_TASK BRIEF:_ Gather all lines from the material that contain the word "components".

_DATA EXCERPT:_

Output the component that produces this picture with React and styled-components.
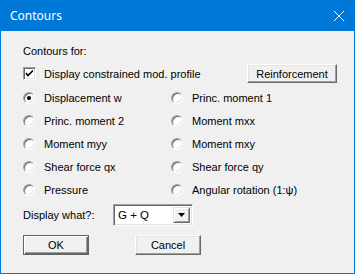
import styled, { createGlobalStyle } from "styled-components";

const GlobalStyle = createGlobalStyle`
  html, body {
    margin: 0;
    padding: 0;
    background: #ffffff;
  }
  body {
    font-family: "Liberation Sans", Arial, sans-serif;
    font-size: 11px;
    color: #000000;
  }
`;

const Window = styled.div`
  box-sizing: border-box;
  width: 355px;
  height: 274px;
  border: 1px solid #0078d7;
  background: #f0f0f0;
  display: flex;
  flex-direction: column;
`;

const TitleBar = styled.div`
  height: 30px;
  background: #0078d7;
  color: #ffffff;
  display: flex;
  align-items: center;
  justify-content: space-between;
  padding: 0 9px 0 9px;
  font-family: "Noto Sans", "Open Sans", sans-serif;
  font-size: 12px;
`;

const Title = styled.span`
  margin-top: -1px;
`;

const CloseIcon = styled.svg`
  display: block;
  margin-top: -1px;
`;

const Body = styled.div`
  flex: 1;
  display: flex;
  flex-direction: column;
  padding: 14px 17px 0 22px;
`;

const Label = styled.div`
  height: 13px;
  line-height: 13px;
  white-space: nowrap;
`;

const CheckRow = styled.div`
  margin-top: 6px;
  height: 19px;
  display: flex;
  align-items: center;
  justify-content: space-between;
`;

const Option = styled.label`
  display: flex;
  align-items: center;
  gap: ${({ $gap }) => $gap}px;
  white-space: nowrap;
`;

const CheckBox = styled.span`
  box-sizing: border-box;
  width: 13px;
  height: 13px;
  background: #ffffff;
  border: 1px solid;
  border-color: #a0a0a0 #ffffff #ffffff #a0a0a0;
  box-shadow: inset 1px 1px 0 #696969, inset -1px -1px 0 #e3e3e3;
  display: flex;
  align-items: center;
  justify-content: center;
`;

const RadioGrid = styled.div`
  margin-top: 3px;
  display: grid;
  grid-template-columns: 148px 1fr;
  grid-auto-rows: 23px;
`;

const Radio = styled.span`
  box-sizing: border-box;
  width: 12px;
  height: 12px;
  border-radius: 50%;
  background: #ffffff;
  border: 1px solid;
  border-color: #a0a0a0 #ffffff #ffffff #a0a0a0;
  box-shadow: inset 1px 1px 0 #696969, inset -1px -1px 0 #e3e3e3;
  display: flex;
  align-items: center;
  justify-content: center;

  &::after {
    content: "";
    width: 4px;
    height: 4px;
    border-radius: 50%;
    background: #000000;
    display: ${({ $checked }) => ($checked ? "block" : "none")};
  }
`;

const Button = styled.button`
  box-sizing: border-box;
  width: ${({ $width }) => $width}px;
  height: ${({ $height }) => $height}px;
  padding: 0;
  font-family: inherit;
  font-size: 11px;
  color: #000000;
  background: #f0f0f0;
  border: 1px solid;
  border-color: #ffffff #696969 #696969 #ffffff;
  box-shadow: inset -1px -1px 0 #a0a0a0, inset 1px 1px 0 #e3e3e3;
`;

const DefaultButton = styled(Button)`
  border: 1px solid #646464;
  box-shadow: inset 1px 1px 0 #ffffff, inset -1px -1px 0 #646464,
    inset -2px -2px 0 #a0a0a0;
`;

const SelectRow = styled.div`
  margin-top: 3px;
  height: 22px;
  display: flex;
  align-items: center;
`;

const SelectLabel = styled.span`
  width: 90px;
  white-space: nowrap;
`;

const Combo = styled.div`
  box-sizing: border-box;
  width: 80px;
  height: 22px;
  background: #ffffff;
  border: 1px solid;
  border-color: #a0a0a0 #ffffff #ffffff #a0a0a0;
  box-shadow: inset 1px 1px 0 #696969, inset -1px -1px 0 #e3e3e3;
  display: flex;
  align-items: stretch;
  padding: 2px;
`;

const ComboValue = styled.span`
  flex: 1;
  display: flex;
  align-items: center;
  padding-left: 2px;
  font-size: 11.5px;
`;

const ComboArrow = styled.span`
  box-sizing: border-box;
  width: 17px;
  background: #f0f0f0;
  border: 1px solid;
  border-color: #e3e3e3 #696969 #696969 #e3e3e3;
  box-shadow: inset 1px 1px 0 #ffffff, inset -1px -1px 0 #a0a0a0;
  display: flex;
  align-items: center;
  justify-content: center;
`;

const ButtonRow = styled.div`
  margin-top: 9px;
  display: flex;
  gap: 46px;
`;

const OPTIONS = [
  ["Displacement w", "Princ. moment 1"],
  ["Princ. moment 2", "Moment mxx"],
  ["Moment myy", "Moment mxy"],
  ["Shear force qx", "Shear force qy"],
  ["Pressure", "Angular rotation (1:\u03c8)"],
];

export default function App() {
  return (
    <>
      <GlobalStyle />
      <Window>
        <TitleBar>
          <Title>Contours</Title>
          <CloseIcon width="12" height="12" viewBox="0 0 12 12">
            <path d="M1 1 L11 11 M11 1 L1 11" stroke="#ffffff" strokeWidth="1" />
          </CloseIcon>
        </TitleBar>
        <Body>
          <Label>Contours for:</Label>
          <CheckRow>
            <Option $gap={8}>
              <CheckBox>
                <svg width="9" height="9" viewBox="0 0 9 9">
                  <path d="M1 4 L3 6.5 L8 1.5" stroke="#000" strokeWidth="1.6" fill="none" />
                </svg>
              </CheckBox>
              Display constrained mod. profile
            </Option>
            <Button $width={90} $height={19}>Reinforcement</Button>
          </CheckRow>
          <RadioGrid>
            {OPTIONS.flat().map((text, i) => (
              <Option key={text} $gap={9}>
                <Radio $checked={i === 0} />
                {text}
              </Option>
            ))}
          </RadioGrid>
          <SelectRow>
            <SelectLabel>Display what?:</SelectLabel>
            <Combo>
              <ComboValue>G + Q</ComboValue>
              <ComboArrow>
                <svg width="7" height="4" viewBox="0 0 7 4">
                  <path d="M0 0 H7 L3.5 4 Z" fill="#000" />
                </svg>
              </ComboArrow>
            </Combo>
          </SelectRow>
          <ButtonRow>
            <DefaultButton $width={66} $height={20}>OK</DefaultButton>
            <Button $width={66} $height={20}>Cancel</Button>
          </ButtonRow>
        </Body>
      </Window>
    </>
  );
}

_FINAL RESULT:_
Output the component that produces this picture with React and styled-components.
import styled, { createGlobalStyle } from "styled-components";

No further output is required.